Tuesday, February 10, 2009

Music from that certain time...

Music has the power to transport you back to a certain time in a way quite unlike anything else. Yes, they say smell is one of those senses inextricably linked to memory, and I agree. There's a certain Avon perfume that when I smell it on someone I think of my beloved second-grade teacher. I have no clue what it is, but I know she wore it and I remember it.

Music, though - so much about the memory thing. In the encoding, I've taken a brief detour to encode some Smiths CDs. The Erotic Poetry night, an annual event at the Cantab, is taking place tomorrow. Some of the things I wanted for this decidedly bitter, angsty night are on those Smiths CDs. When I was encoding the compilation Louder Than Bombs, I was reminded of the first time I heard "Asleep" on a cassette tape playing in a guy's van (no, I wasn't in the back at the time!) - I had no real clue who the Smiths were - it was the tail end of the 80s and I was just discovering the Cure, the Smiths and Depeche Mode.

Although I was only 45 minutes from Boston where I grew up, I might as well have been 4500 miles away. The radio stations that we got up in our small town in North Central Massachusetts were limited to the local (at that time) rock station WAAF and KISS 108, which did a lot of disco and R&B stuff in those days. I got a few cool New Wave songs like the Human League's "Don't You Want Me Baby" and there was, of course, "Rapper's Delight" by the Sugar Hill gang - these came from the DJ at the skating rink in Leominster where I went pretty much every weekend in my high school years, or at least as often as I could pester my mother into taking me there. This was probably a good indication of where I'd go in the future, but I was completely oblivious to things like the Cure, who were very much a staple of college and alternative radio at the time. Of course there was WBCN (I'm pretty sure it was around back then) and probably the Emerson station, but their signal didn't reach out into the sticks where I was. This was way pre-internet, so we didn't have any of that to get music. Think you've got it tough? Ha! Imagine no MySpace, no bittorrent, no MTV (yes, this was early MTV days when they still played videos, and our cable provider didn't offer it - that was around the time of the "I want my MTV" campaign).

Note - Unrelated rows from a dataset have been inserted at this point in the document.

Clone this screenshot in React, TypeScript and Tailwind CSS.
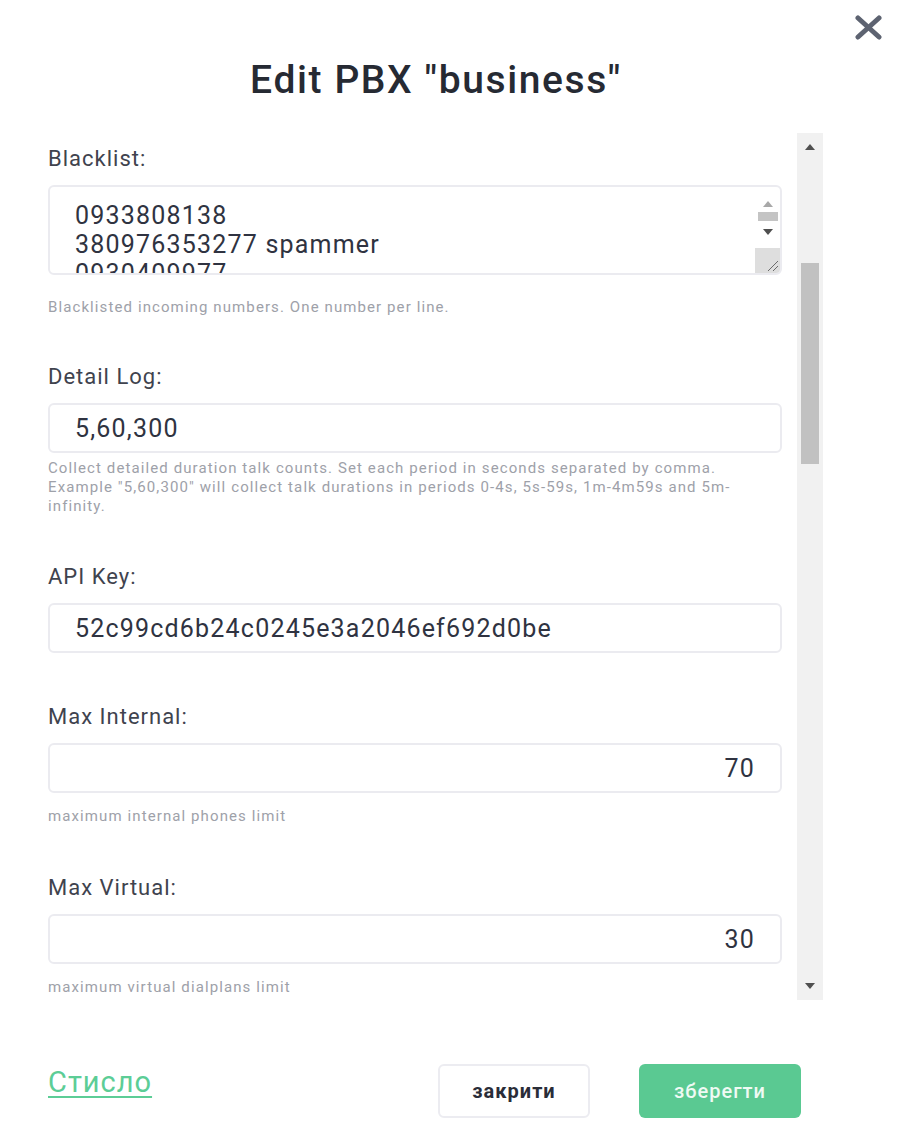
import React from 'react';

function Label({ text }: { text: string }) {
  return <div className="text-[22px] leading-[26px] tracking-[1px] text-[#3f434e]">{text}</div>;
}

function Help({ children, className = '' }: { children: React.ReactNode; className?: string }) {
  return <div className={`text-[15px] leading-[19px] tracking-[1.1px] text-[#9ea1a9] ${className}`}>{children}</div>;
}

function Field({ value, right = false }: { value: string; right?: boolean }) {
  return (
    <div
      className={`mt-[13px] h-[50px] w-[734px] rounded-[6px] border-2 border-[#ebebf0] bg-white px-[25px] text-[25px] leading-[48px] tracking-[1.2px] text-[#2f3341] ${right ? 'text-right' : ''}`}
    >
      {value}
    </div>
  );
}

function Arrow({ up, color }: { up?: boolean; color: string }) {
  return (
    <svg width="10" height="6" viewBox="0 0 10 6">
      <polygon points={up ? '0,6 10,6 5,0' : '0,0 10,0 5,6'} fill={color} />
    </svg>
  );
}

function Blacklist() {
  return (
    <div className="mt-[13px] flex h-[90px] w-[734px] overflow-hidden rounded-[6px] border-2 border-[#ebebf0] bg-white">
      <div className="flex-1 overflow-hidden pl-[25px] pt-[14px] text-[25px] leading-[29px] tracking-[1.2px] text-[#2f3341]">
        <div>0933808138</div>
        <div>380976353277 spammer</div>
        <div>0930409977</div>
      </div>
      <div className="flex w-[25px] flex-col items-center">
        <div className="mt-[14px]">
          <Arrow up color="#a8a8a8" />
        </div>
        <div className="mt-[5px] h-[9px] w-[20px] bg-[#c4c4c4]" />
        <div className="mt-[8px]">
          <Arrow color="#4f4f4f" />
        </div>
        <div className="mt-auto flex h-[25px] w-[25px] items-end justify-end bg-[#dedede]">
          <svg width="14" height="14" viewBox="0 0 14 14">
            <line x1="2" y1="12" x2="12" y2="2" stroke="#6a6a6a" strokeWidth="1" />
            <line x1="7" y1="12" x2="12" y2="7" stroke="#6a6a6a" strokeWidth="1" />
          </svg>
        </div>
      </div>
    </div>
  );
}

export default function App() {
  return (
    <div className="relative h-[1142px] w-[900px] overflow-hidden bg-white font-['Roboto',sans-serif]">
      <button className="absolute left-[855px] top-[15px]">
        <svg width="27" height="25" viewBox="0 0 27 25">
          <line x1="3" y1="3" x2="24" y2="22" stroke="#5d6371" strokeWidth="5" strokeLinecap="round" />
          <line x1="24" y1="3" x2="3" y2="22" stroke="#5d6371" strokeWidth="5" strokeLinecap="round" />
        </svg>
      </button>

      <div className="h-[133px] w-[872px] pt-[56px] text-center text-[39px] font-medium leading-[48px] tracking-[1.6px] text-[#262a33]">
        Edit PBX "business"
      </div>

      <div className="flex h-[867px]">
        <div className="w-[782px] overflow-hidden pl-[48px]">
          <div className="pt-[13px]">
            <Label text="Blacklist:" />
            <Blacklist />
            <Help className="mt-[23px]">Blacklisted incoming numbers. One number per line.</Help>
          </div>

          <div className="mt-[47px]">
            <Label text="Detail Log:" />
            <Field value="5,60,300" />
            <Help className="mt-[6px] w-[734px]">
              Collect detailed duration talk counts. Set each period in seconds separated by comma.
              <br />
              Example "5,60,300" will collect talk durations in periods 0-4s, 5s-59s, 1m-4m59s and 5m-
              <br />
              infinity.
            </Help>
          </div>

          <div className="mt-[48px]">
            <Label text="API Key:" />
            <Field value="52c99cd6b24c0245e3a2046ef692d0be" />
          </div>

          <div className="mt-[51px]">
            <Label text="Max Internal:" />
            <Field value="70" right />
            <Help className="mt-[14px]">maximum internal phones limit</Help>
          </div>

          <div className="mt-[49px]">
            <Label text="Max Virtual:" />
            <Field value="30" right />
            <Help className="mt-[14px]">maximum virtual dialplans limit</Help>
          </div>
        </div>

        <div className="ml-[15px] flex w-[26px] flex-col items-center bg-[#f1f1f1]">
          <div className="mt-[11px]">
            <Arrow up color="#505050" />
          </div>
          <div className="mt-[113px] h-[201px] w-[18px] bg-[#c1c1c1]" />
          <div className="mt-auto mb-[11px]">
            <Arrow color="#505050" />
          </div>
        </div>
      </div>

      <div className="flex items-start pl-[48px] pr-[99px] pt-[64px]">
        <a className="mt-px text-[29px] leading-[34px] tracking-[1px] text-[#5ccd96] underline decoration-[2px] underline-offset-[4px]">
          Стисло
        </a>
        <div className="ml-auto flex gap-[49px]">
          <button className="h-[54px] w-[152px] rounded-[6px] border-2 border-[#ececf1] bg-white text-[20px] font-bold tracking-[1px] text-[#2a2d38]">
            закрити
          </button>
          <button className="h-[54px] w-[162px] rounded-[6px] bg-[#5ac992] text-[20px] font-medium tracking-[1px] text-[#effaf4]">
            зберегти
          </button>
        </div>
      </div>
    </div>
  );
}
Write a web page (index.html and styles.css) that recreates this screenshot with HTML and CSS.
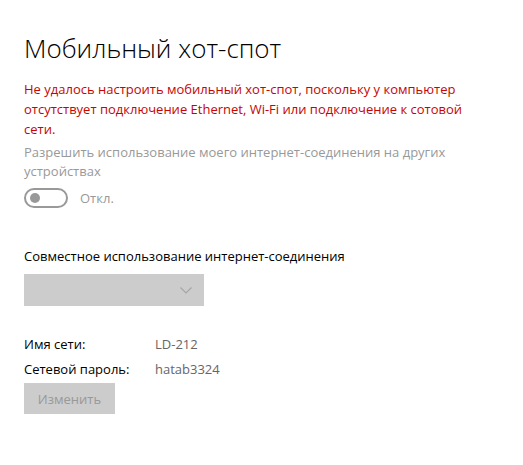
FILE: index.html
```html
<!DOCTYPE html>
<html lang="ru">
<head>
  <meta charset="UTF-8" />
  <title>Мобильный хот-спот</title>
  <link rel="stylesheet" href="styles.css">
</head>
<body>

<div class="page">
  <h1 class="title">Мобильный хот-спот</h1>

  <p class="error">Не удалось настроить мобильный хот-спот, поскольку у компьютер отсутствует подключение Ethernet, Wi-Fi или подключение к сотовой сети.</p>

  <p class="muted share-text">Разрешить использование моего интернет-соединения на других устройствах</p>

  <div class="toggle-row">
    <span class="toggle"><span class="knob"></span></span>
    <span class="muted">Откл.</span>
  </div>

  <p class="label">Совместное использование интернет-соединения</p>
  <div class="select">
    <svg width="12" height="7" viewBox="0 0 12 7"><path d="M0.5 0.5 L6 6 L11.5 0.5" fill="none" stroke="#a6a6a6" stroke-width="1.2"/></svg>
  </div>

  <div class="info">
    <span>Имя сети:</span><span class="value">LD-212</span>
    <span>Сетевой пароль:</span><span class="value">hatab3324</span>
  </div>

  <button class="btn" disabled>Изменить</button>
</div>

</body>
</html>
```

FILE: styles.css
```css
body {
  margin: 0;
  background: #fff;
  font-family: "Open Sans", "Noto Sans", sans-serif;
  font-size: 13px;
  color: #000;
}
.page {
  padding: 28px 24px;
}
.title {
  margin: 0 0 11px;
  font-size: 26px;
  font-weight: 300;
  line-height: 40px;
}
p { margin: 0; }
.error {
  color: #c50500;
  line-height: 20px;
  width: 450px;
}
.muted { color: #999; }
.share-text {
  margin-top: 4px;
  line-height: 19px;
  width: 450px;
}
.toggle-row {
  display: flex;
  align-items: center;
  gap: 12px;
  margin-top: 7px;
}
.toggle {
  width: 36px;
  height: 16px;
  border: 2px solid #999;
  border-radius: 10px;
  display: flex;
  align-items: center;
  padding-left: 4px;
  box-sizing: content-box;
}
.knob {
  width: 10px;
  height: 10px;
  border-radius: 50%;
  background: #999;
}
.label {
  margin-top: 38px;
  line-height: 20px;
}
.select {
  margin-top: 8px;
  width: 180px;
  height: 32px;
  background: #ccc;
  display: flex;
  align-items: center;
  justify-content: flex-end;
  padding-right: 12px;
  box-sizing: border-box;
}
.info {
  margin-top: 28px;
  display: grid;
  grid-template-columns: 131px auto;
  row-gap: 5px;
  line-height: 20px;
}
.value { color: #666; }
.btn {
  margin-top: 4px;
  width: 91px;
  height: 31px;
  border: none;
  background: #ccc;
  color: #999;
  font-family: inherit;
  font-size: 13px;
}
```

So I was woefully underexposed to cool music when I went into the Air Force right out of High School (so much for Berklee when my parents said "hey, if you want to go to this awesome place you got accepted to, you're going to have to pay for it yourself"). But I was lucky enough to have a friend in the dorms in Albuquerque who was from New York City. He turned me onto the Cure (Kiss Me, Kiss Me, Kiss Me - oh my, I wore that tape out) and also Depeche Mode. For that, Jim will always have a special place in my heart. But I didn't get to hear "Louder Than Bombs" until that trip home from the club one night in the van of a guy who was working the door while his band played inside. That was also the time I first heard Nine Inch Nails and Ministry, and it was all...so much. I listen to NIN pretty much all the time, but the Smiths have settled in to a place in my collection and memory that still has the power to evoke powerful memories of a specific time when I hear them now. It seems so long ago, but I can remember the whirl and thump as those angsty feelings of love and isolation that I felt the first time I heard "Unloveable" or "Asleep." I remember how much simpler and yet so much more complicated things felt back then. Now I stretch back and remember that guy who drove the van - how we ended up friends, where he lived (a strange apartment above a garage), his friends in the band who introduced me to Jane's Addiction's "Nothing's Shocking." Wow.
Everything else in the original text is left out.